Although the current Raman spectrometer takes up an area the size of a tabletop, Professor Downs's colleague M. Bonner Denton, a professor of chemistry and geosciences at the University of Arizona, is developing a pocket-sized spectrometer that will be used on the 2009 Mars rover.
A Raman spectrometer fires a laser beam at a sample which excites the mineral's atoms and emits a weak light that has the unique wavelength of the material. "It's like a fingerprint," said Professor Downs.
The technique is named after Sir Chandrasekhara Venkata Raman, who won the Nobel Prize for Physics in 1930 for figuring out the underlying process.
The Raman technique is preferable to other methods of examining minerals as it does not require a piece of the sample to be ground down or polished in a specific way.
One use for a handheld version of the spectrometer would be the identif ication of gemstones.
ping
I want a Ramen spectrometer to find out what Nissin puts in their Cup o' Noodles!
"Fascinating, Jim.... it appears I'll soon have an opportunity to sue for more royalties...."
In related news, William Shatner's 75th birthday is this Wednesday, March 22!
Let's see ...
They have a cell phone that is designed to look like the Star Trek communicator.
We already have had a Commander-in-Chief who slept with every single woman he can.
Now we have a tri-corder on the way.
Now, for the transporter to get some final tweaks .....
And exactly WHEN are we going to mandate mini-skirts for all female crewmembers?
like this???
Space tech ping!
Amazing, isn't it? And Leonard Nimoy's 75th birthday is just 4 days later.
Chandrasekhara Venkata Raman (Tamil: சந்திரசேகர வெங்கடராமன்) (November 7, 1888-November 21, 1970) was an Indian physicist, who was awarded the 1930 Nobel Prize in Physics for his work on the scattering of light and for the discovery of the effect named after him.
Raman was born in Tiruchirapalli, Tamil Nadu.
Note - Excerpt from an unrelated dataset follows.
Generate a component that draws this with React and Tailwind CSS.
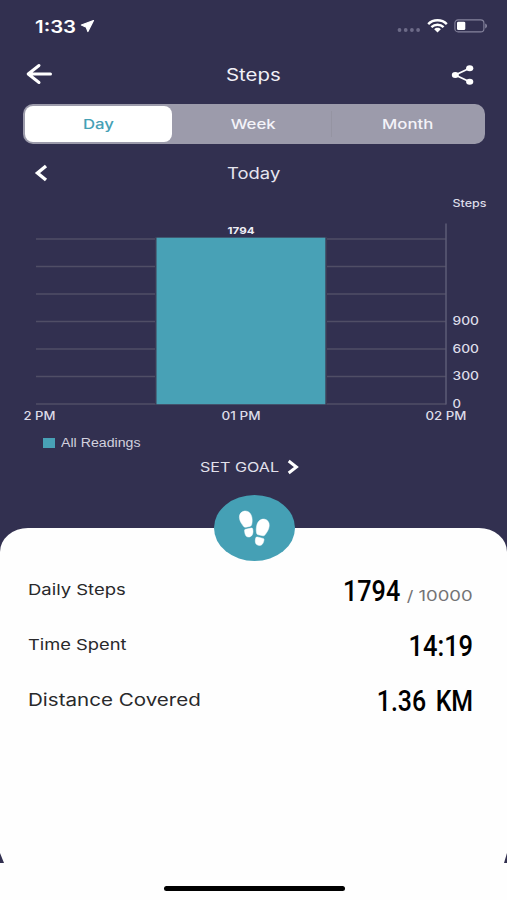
import React, { useState } from 'react'

const ranges = [
  { id: 'Day', width: 'w-[147px] mr-[3px]' },
  { id: 'Week', width: 'w-[156px]' },
  { id: 'Month', width: 'w-[154px]' }
]

const gridLines = [239, 266.5, 294, 321.5, 349, 376.5, 404]

const yLabels = [
  { text: '900', y: 325.3, width: 26.5 },
  { text: '600', y: 352.7, width: 26.5 },
  { text: '300', y: 380.3, width: 26.5 },
  { text: '0', y: 407.5, width: 8.5 }
]

const xLabels = [
  { text: '2 PM', x: 23.5, width: 32 },
  { text: '01 PM', x: 221.5, width: 39 },
  { text: '02 PM', x: 425.5, width: 41 }
]

const StatusBar = () => (
  <div className="flex h-[52px] items-center justify-between pl-[35px] pr-[19px]">
    <div className="flex items-center">
      <span className="mt-[2px] w-[45px] origin-left scale-x-[1.2] text-[17px] font-semibold leading-none">1:33</span>
      <svg width="15" height="14" viewBox="0 0 15 14" fill="currentColor">
        <path d="M13.500 1.500 7.900 12.500 6.300 8.200 1.400 6z" stroke="currentColor" strokeWidth="1.200" strokeLinejoin="round" />
      </svg>
    </div>
    <div className="flex items-center">
      <svg width="24" height="14" viewBox="0 0 24 14" className="mr-[6px]" fill="#6d6b88">
        <circle cx="2.500" cy="11" r="1.900" />
        <circle cx="8.700" cy="11" r="1.900" />
        <circle cx="14.900" cy="11" r="1.900" />
        <circle cx="21.100" cy="11" r="1.900" />
      </svg>
      <svg width="21" height="14" viewBox="0 0 21 14" className="mr-[6px]" fill="none" stroke="currentColor">
        <path d="M1.2 5.1C6.3.1 14.7.1 19.8 5.1" strokeWidth="2.500" />
        <path d="M4.4 8.1c3.4-3.2 8.8-3.2 12.2 0" strokeWidth="2.400" />
        <path d="M7.200 10.200c1.800-1.800 4.800-1.800 6.600 0l-3.300 3.200z" fill="currentColor" stroke="none" />
      </svg>
      <svg width="34" height="14" viewBox="0 0 34 14">
        <rect x=".9" y=".9" width="29" height="12" rx="3.2" fill="none" stroke="#86849d" strokeWidth="1.1" />
        <rect x="3" y="2.700" width="8.300" height="8.400" rx="1.400" fill="#fff" />
        <path d="M31.200 4.600c2.400.8 2.400 4 0 4.800z" fill="#86849d" />
      </svg>
    </div>
  </div>
)

const Header = () => (
  <header className="grid h-[44px] grid-cols-3 items-center pl-[26px] pr-[32px]">
    <svg width="27" height="22" viewBox="0 0 27 22" fill="none" stroke="currentColor" strokeWidth="3" strokeLinecap="round" strokeLinejoin="round">
      <path d="M24.500 11H2.200M13 2.500 2.200 11l10.800 8.500" />
    </svg>
    <h1 className="ml-[5px] mt-[2px] origin-center scale-x-[1.2] text-center text-[17px] leading-none text-[#f1f0f7]">Steps</h1>
    <svg width="24" height="22" viewBox="0 0 24 22" className="mt-px justify-self-end" fill="currentColor" stroke="currentColor">
      <path d="M18.6 4.3 4.3 11l14.3 6.8" fill="none" strokeWidth="1.8" />
      <ellipse cx="4.3" cy="11" rx="3.5" ry="3" stroke="none" />
      <ellipse cx="18.7" cy="4.3" rx="3.6" ry="3" stroke="none" />
      <ellipse cx="18.7" cy="17.8" rx="3.6" ry="3" stroke="none" />
    </svg>
  </header>
)

const RangeTabs = () => {
  const [active, setActive] = useState('Day')

  return (
    <div className="ml-[23px] mr-[22px] mt-2 flex h-10 rounded-[10px] bg-[#9c9bab] bg-[linear-gradient(#9594a2,#9594a2)] bg-[length:1px_26px] bg-[position:308px_7px] bg-no-repeat p-[2px]">
      {ranges.map((range) => (
        <button
          key={range.id}
          onClick={() => setActive(range.id)}
          className={`flex shrink-0 items-center justify-center rounded-[8px] text-[13.5px] font-medium ${range.width} ${
            active === range.id ? 'bg-white text-[#45a0b5]' : 'text-[#f4f3f9]'
          }`}
        >
          <span className="mt-px scale-x-[1.24]">{range.id}</span>
        </button>
      ))}
    </div>
  )
}

const StepsChart = () => (
  <svg width="507" height="232" viewBox="0 194 507 232" className="block" fill="#dddce8">
    <text x="452.5" y="206.5" fontSize="10.5" fontWeight="500" textLength="34" lengthAdjust="spacingAndGlyphs">Steps</text>
    {gridLines.map((y) => (
      <line key={y} x1="36" x2="446" y1={y} y2={y} stroke="#504e66" strokeWidth="1.6" />
    ))}
    <line x1="446" x2="446" y1="223.5" y2="404.5" stroke="#5d5b76" strokeWidth="1.5" />
    <rect x="155" y="237" width="172" height="167.5" fill="#3d3b55" />
    <rect x="156.500" y="237.700" width="168.800" height="166.500" fill="#48a1b6" />
    <text x="227.5" y="233.5" fontSize="9.5" fontWeight="700" fill="#eeedf5" textLength="27" lengthAdjust="spacingAndGlyphs">1794</text>
    {yLabels.map(({ text, y, width }) => (
      <text key={text} x="452.5" y={y} fontSize="11.5" fontWeight="500" textLength={width} lengthAdjust="spacingAndGlyphs">{text}</text>
    ))}
    {xLabels.map(({ text, x, width }) => (
      <text key={text} x={x} y="419.9" fontSize="11.5" fontWeight="500" textLength={width} lengthAdjust="spacingAndGlyphs">{text}</text>
    ))}
  </svg>
)

const StepsBadge = () => (
  <div className="absolute left-[214px] top-[-33px] flex h-[66px] w-[81px] items-center justify-center rounded-[50%] bg-[#45a0b5]">
    <svg width="81" height="66" viewBox="0 0 81 66" fill="#fff" stroke="#fff" strokeWidth=".5">
      <path d="M30.500 16.100c3.900-.5 6.700 2.500 7.400 6.400.5 2.800.3 5.200-.3 7.300-.3 1-.9 1.400-1.900 1.600l-3.700.8c-1.200.2-2-.1-2.700-1.100-1.700-2.500-3.700-5-3.900-8.500-.2-3.600 1.900-6.100 5.100-6.500z" />
      <path d="M31.500 34.300 37 33.100c1-.2 1.600.1 1.800 1.100.7 3.900-.3 7.100-3.200 7.700-3.100.6-4.600-1.500-5-5.500-.2-1.300-.1-1.900.9-2.100z" />
      <path d="M50.600 24.200c-4.100-.6-6.900 2.300-7.800 6.100-.7 3-.7 5.500-.2 7.700.2 1 .7 1.600 1.700 1.800l4.400.9c1.100.2 1.800-.1 2.500-1.100 1.700-2.500 3.700-5 4-8.600.3-3.600-1.500-6.300-4.600-6.800z" />
      <path d="M49.100 43.400 43.500 42c-1-.2-1.500.1-1.800 1.100-1 3.700-.3 6.600 2.500 7.200 3.200.7 5-1.300 5.700-4.900.2-1.200.1-1.800-.8-2z" />
    </svg>
  </div>
)

const Summary = () => (
  <div className="flex flex-col pl-7 pr-[34px] pt-[35px] text-[#29292b]">
    <div className="flex h-[55px] items-center justify-between">
      <span className="origin-left scale-x-[1.23] text-[15px]">Daily Steps</span>
      <div className="flex items-baseline">
        <span className="origin-right scale-x-[0.84] font-[Roboto] text-[30px] font-medium text-black">1794</span>
        <span className="ml-[19px] origin-right scale-x-[1.23] text-[15px] text-[#737375]">/ 10000</span>
      </div>
    </div>
    <div className="flex h-[55px] items-center justify-between">
      <span className="origin-left scale-x-[1.22] text-[15px]">Time Spent</span>
      <span className="origin-right scale-x-[0.85] font-[Roboto] text-[30px] font-medium text-black">14:19</span>
    </div>
    <div className="flex h-[55px] items-center justify-between">
      <span className="origin-left scale-x-[1.21] text-[17px]">Distance Covered</span>
      <span className="origin-right scale-x-[0.83] font-[Roboto] text-[30px] font-medium text-black [word-spacing:4px]">1.36 KM</span>
    </div>
  </div>
)

const App = () => (
  <div className="flex h-[900px] w-[507px] flex-col overflow-hidden bg-[#323050] font-[Inter,sans-serif] text-white">
    <StatusBar />
    <Header />
    <RangeTabs />

    <div className="grid h-[50px] grid-cols-3 items-center pl-[33px] pr-[32px] pt-[8px]">
      <svg width="16" height="18" viewBox="0 0 16 18" fill="none" stroke="currentColor" strokeWidth="3.400">
        <path d="M13 2 4.500 9l8.500 7" />
      </svg>
      <span className="scale-x-[1.15] text-center text-[16px] leading-none text-[#e6e5ef]">Today</span>
    </div>

    <StepsChart />

    <div className="flex h-[32px] items-center pl-[43px] text-[#d3d2df]">
      <span className="mr-[6px] mt-px h-[10px] w-[12px] bg-[#48a1b6]" />
      <span className="mt-[2px] origin-left scale-x-[1.18] font-[family-name:Liberation_Sans] text-[12px]">All Readings</span>
    </div>

    <button className="flex h-[18px] items-center self-start pl-[200px] text-[#e2e1ec]">
      <span className="mr-[23px] mt-px origin-left scale-x-[1.24] text-[13px] leading-none">SET GOAL</span>
      <svg width="13" height="16" viewBox="0 0 13 16" fill="none" stroke="#fff" strokeWidth="3">
        <path d="M1.700 2 9.400 8l-7.700 6" />
      </svg>
    </button>

    <div className="mt-[52px] flex flex-1 flex-col">
      <section className="relative flex flex-1 flex-col rounded-t-[28px_24px] bg-[#fefefe]">
        <StepsBadge />
        <Summary />
        <div className="mt-auto flex h-[47px] items-center justify-between">
          <svg width="4" height="10" viewBox="0 0 4 10" className="self-start" fill="#323050">
            <path d="M0 0v10h4z" />
          </svg>
          <svg width="3" height="10" viewBox="0 0 3 10" className="self-start" fill="#323050">
            <path d="M3 0v10H0z" />
          </svg>
        </div>
        <div className="absolute bottom-[9px] left-[164px] h-[5px] w-[181px] rounded-full bg-black" />
      </section>
    </div>
  </div>
)

export default App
At an early age Raman moved to the city of Visakhapatnam, Andhra Pradesh. He completed his BA and MA in Physics and English from the Presidency College, Madras (now Chennai). He entered Presidency College, Madras, in 1902, and in 1904 passed his B.A. examination, winning the first place and the gold medal in physics; in 1907 he gained his M.A. degree, obtaining the highest distinctions. He joined the Indian Civil Services as an Assistant Accountant General in Calcutta (now Kolkata).
Raman was a professor of Physics at the Calcutta University for the next fifteen years. It was during his stay here that his work on optics was recognized.
Raman won the 1930 Nobel Prize in Physics for his work on the scattering of light and for the discovery of the Raman effect. Raman spectroscopy, based on his effect is also named after him. It was the first time that an Indian scholar who studied wholly in India received the Nobel Prize. An interesting anecdote goes that he booked his tickets to Stockholm several months before the Nobel prizes were announced.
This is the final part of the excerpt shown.